McMenamins, the Folks Behind Portland's Crystal Ballroom, are Opening a Live Music Venue (or Two) In Tacoma

Bands like Philadelphia's Dr. Dog could one day be choosing between a Seattle club and a new McMenamins venue in Tacoma.
McMenamins, the company/family behind just about every place to drink in Portland, the popular music venue the Crystal Ballroom, and Seattle watering holes such as Cap Hill's Six Arms and Queen Anne's McMenamins, are bringing multiple restaurants, several bars, a hotel, and a live music venue (or two) to the old Elks Lodge in Tacoma. It's a long-coming project, and the company hopes to have the doors open in early 2013.

The building includes two ballrooms that could be used for live music venues. And though they don't know exactly what the capacity, programming, or frequency will be, it could mean more competition for clubs and venues in Seattle, which isn't exactly lacking for rooms to hold shows.

"We could have capacities of like 300 and 600 or maybe 600 and closer to 1000," says Jimi Biron, McMenamins' director of entertainment programming and venue development, who oversees programming at the Crystal Ballroom. "We're in the process of trying to determine what programming makes the most sense."

The Crystal Ballroom books a wide swath of bands like moe., Dr. Dog, and the Reverend Horton Heat, which have upcoming Seattle dates at the Showbox at the Market, The Neptune, and El Corazon, respectively. If the new Tacoma venue were to become something of a second stop for bands that played the Crystal Ballroom, it could mean extra competition for the aforementioned clubs.

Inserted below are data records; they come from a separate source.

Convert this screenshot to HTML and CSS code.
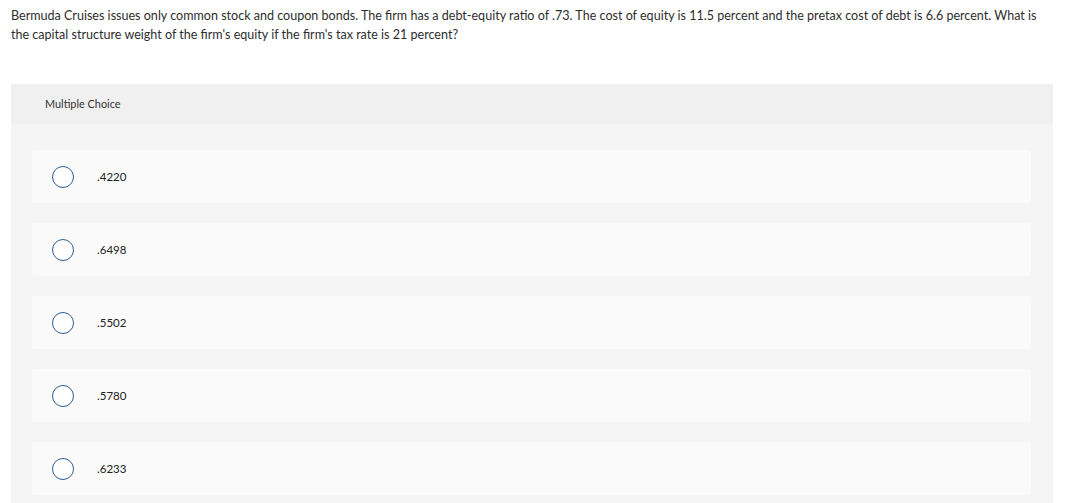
FILE: index.html
```html
<!DOCTYPE html>
<html>
<head>
<meta charset="utf-8">
<link rel="stylesheet" href="styles.css">
</head>
<body>
<div class="page">
  <p class="question">Bermuda Cruises issues only common stock and coupon bonds. The firm has a debt-equity ratio of .73. The cost of equity is 11.5 percent and the pretax cost of debt is 6.6 percent. What is the capital structure weight of the firm's equity if the firm's tax rate is 21 percent?</p>
  <div class="panel">
    <div class="panel-head">Multiple Choice</div>
    <div class="panel-body">
      <div class="option"><span class="radio"></span><span class="label">.4220</span></div>
      <div class="option"><span class="radio"></span><span class="label">.6498</span></div>
      <div class="option"><span class="radio"></span><span class="label">.5502</span></div>
      <div class="option"><span class="radio"></span><span class="label">.5780</span></div>
      <div class="option"><span class="radio"></span><span class="label">.6233</span></div>
    </div>
  </div>
</div>
</body>
</html>
```

FILE: styles.css
```css
html, body {
  margin: 0;
  padding: 0;
  background: #ffffff;
}
body {
  font-family: "Lato", "Liberation Sans", sans-serif;
  color: #222222;
}
.page {
  padding: 6px 27px 0 11px;
}
.question {
  margin: 0;
  padding-right: 8px;
  font-size: 12.55px;
  line-height: 19px;
  color: #2d2d2d;
}
.panel {
  margin-top: 40px;
  background: #f5f5f5;
  border-radius: 3px 3px 0 0;
}
.panel-head {
  height: 38px;
  padding-bottom: 2px;
  display: flex;
  align-items: center;
  padding-left: 34px;
  background: #f0f0f0;
  font-size: 10.9px;
  color: #333333;
  border-radius: 3px 3px 0 0;
}
.panel-body {
  display: flex;
  flex-direction: column;
  gap: 20px;
  padding: 26px 22px 20px 21px;
}
.option {
  height: 53px;
  display: flex;
  align-items: center;
  background: #fafafa;
  border-radius: 3px;
  padding-left: 20px;
}
.radio {
  width: 20px;
  height: 20px;
  border: 1.5px solid #2f5f8f;
  border-radius: 50%;
  background: #ffffff;
  flex: none;
}
.label {
  margin-left: 23px;
  font-size: 11.5px;
  color: #222222;
}
```
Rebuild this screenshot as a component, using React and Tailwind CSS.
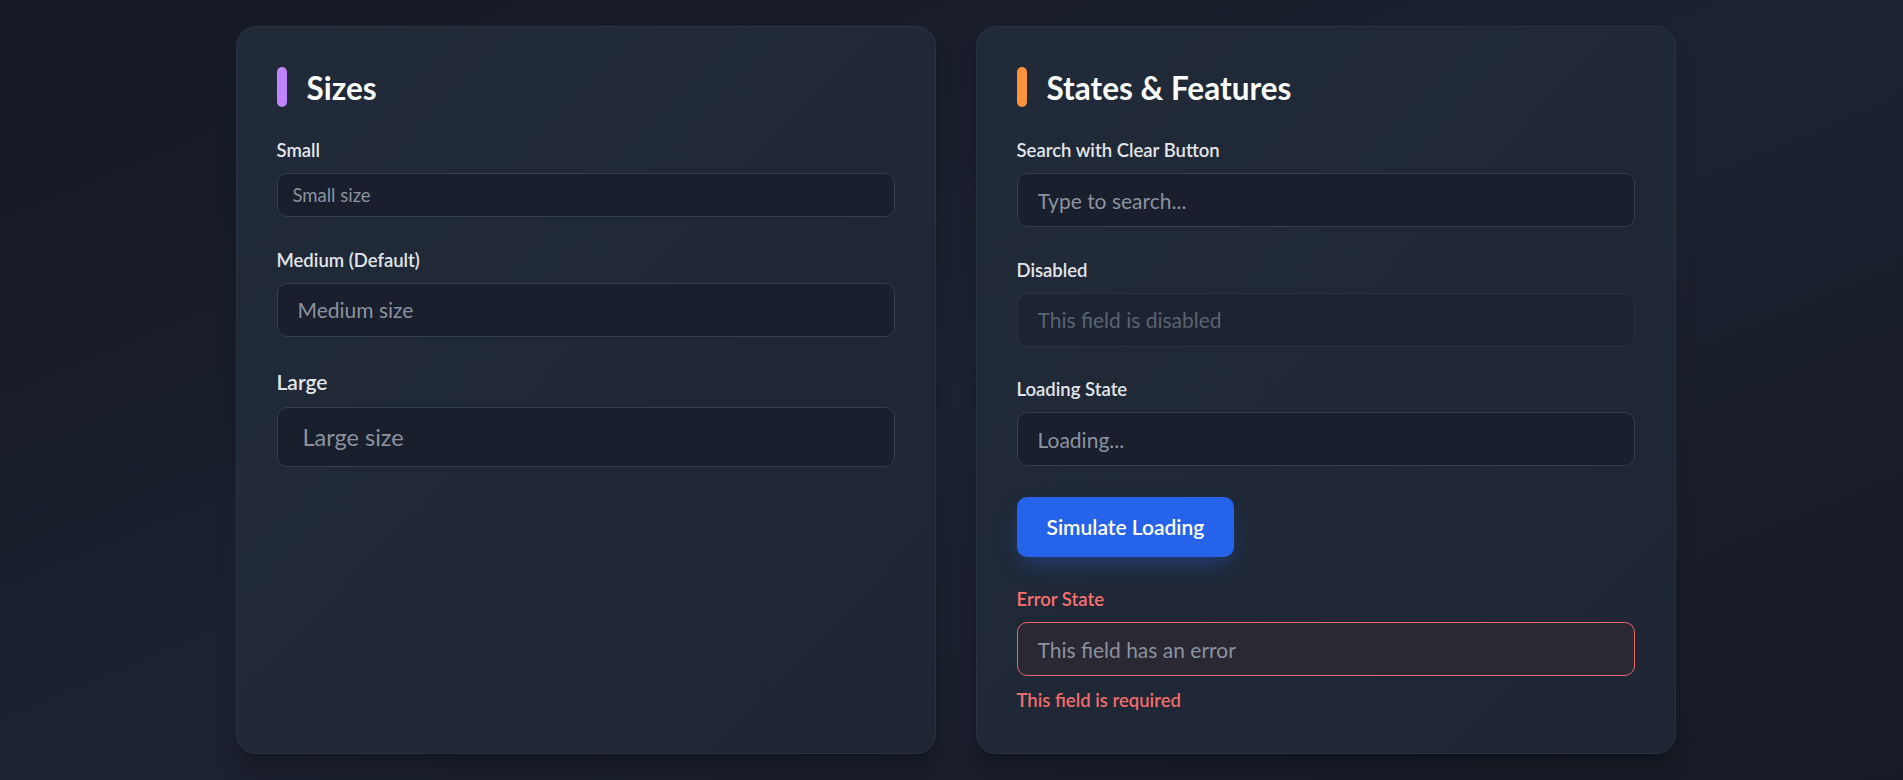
import { useState } from "react";

const FONT = "font-['Lato',sans-serif]";

function Label({ children, className = "" }) {
  return <label className={`block mb-[10px] ${className}`}>{children}</label>;
}

function Field({ label, size = "md", placeholder, disabled, error, value, onChange }) {
  const sizes = {
    sm: { label: "text-[18.5px] leading-[25px] font-semibold", input: "h-[44px] px-[15px] text-[18.5px]" },
    md: { label: "text-[18.5px] leading-[25px] font-semibold", input: "h-[54px] px-[20px] text-[21px]" },
    lg: { label: "text-[21px] leading-[30px] font-semibold", input: "h-[60px] px-[25px] text-[23.5px]" },
  };
  const s = sizes[size];
  return (
    <div>
      <Label className={`${s.label} ${error ? "text-[#f87171] font-medium" : "text-[#e2e5ea]"}`}>{label}</Label>
      <input
        type="text"
        value={value}
        onChange={onChange}
        disabled={disabled}
        placeholder={placeholder}
        className={`w-full rounded-[10px] border outline-none ${s.input} ${
          disabled
            ? "bg-[#1d2431] border-[#2b3341] text-[#5d6573] placeholder:text-[#5a6270] cursor-not-allowed"
            : error
            ? "bg-[#292833] border-[#e8696b] text-gray-200 placeholder:text-[#8c929f]"
            : "bg-[#191f2d] border-[#343d4b] text-gray-200 placeholder:text-[#8c929f]"
        }`}
      />
      {error && <p className="mt-[12px] text-[18.5px] leading-[25px] font-semibold text-[#f06b6b]">{error}</p>}
    </div>
  );
}

function Card({ title, accent, children }) {
  return (
    <div className="rounded-[20px] border border-[#2a3341] bg-linear-to-br from-[#212a38] to-[#1e2634] p-10 shadow-xl shadow-black/20">
      <div className="flex items-center gap-5 mb-[31px]">
        <span className={`w-2.5 h-10 rounded-full ${accent}`} />
        <h2 className="text-[31.5px] leading-[40px] font-bold text-white translate-y-[1px]">{title}</h2>
      </div>
      <div className="flex flex-col gap-[30.5px]">{children}</div>
    </div>
  );
}

export default function App() {
  const [query, setQuery] = useState("");
  const [loading, setLoading] = useState(false);

  const simulate = () => {
    setLoading(true);
    setTimeout(() => setLoading(false), 2000);
  };

  return (
    <div className={`min-h-screen w-full bg-linear-to-br from-[#141923] via-[#1c2230] to-[#161b25] pl-[8px] pt-[26px] pb-10 ${FONT}`}>
      <div className="mx-auto grid w-[1440px] grid-cols-2 gap-10">
        {/* Sizes */}
        <Card title="Sizes" accent="bg-[#c084fc]">
          <Field label="Small" size="sm" placeholder="Small size" />
          <Field label="Medium (Default)" size="md" placeholder="Medium size" />
          <Field label="Large" size="lg" placeholder="Large size" />
        </Card>

        {/* States */}
        <Card title="States & Features" accent="bg-[#fb923c]">
          <Field label="Search with Clear Button" placeholder="Type to search..." value={query} onChange={(e) => setQuery(e.target.value)} />
          <Field label="Disabled" placeholder="This field is disabled" disabled />
          <Field label="Loading State" placeholder="Loading..." />
          <div>
            <button
              onClick={simulate}
              className="h-[60px] rounded-[10px] bg-[#2563eb] px-[30px] text-[21px] font-semibold text-white shadow-[0_10px_24px_-6px_rgba(37,99,235,0.45)]"
            >
              {loading ? "Loading..." : "Simulate Loading"}
            </button>
          </div>
          <Field label="Error State" placeholder="This field has an error" error="This field is required" />
        </Card>
      </div>
    </div>
  );
}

But Biron's not sure there isn't room for tour stops in Portland, Tacoma, and Seattle. But breaking the three cities into distinctive markets hasn't been tried consistently over the long term in recent memory. Biron also mentioned that the new space may be best suited to host a band on their second run through the area in support of a new record, rather than playing in the Seattle metro area again.

For the moment, Biron says there are no firm plans, and that it's still too early to say exactly what the venue -- or venues -- will become. But he says he wants to play nice, and doesn't want the room to be destructive or disruptive to the region's live music ecosystem.

"We want to make sure we work with the region," Biron says. "We want to work with the clubs and promoters in the area and find our proper place."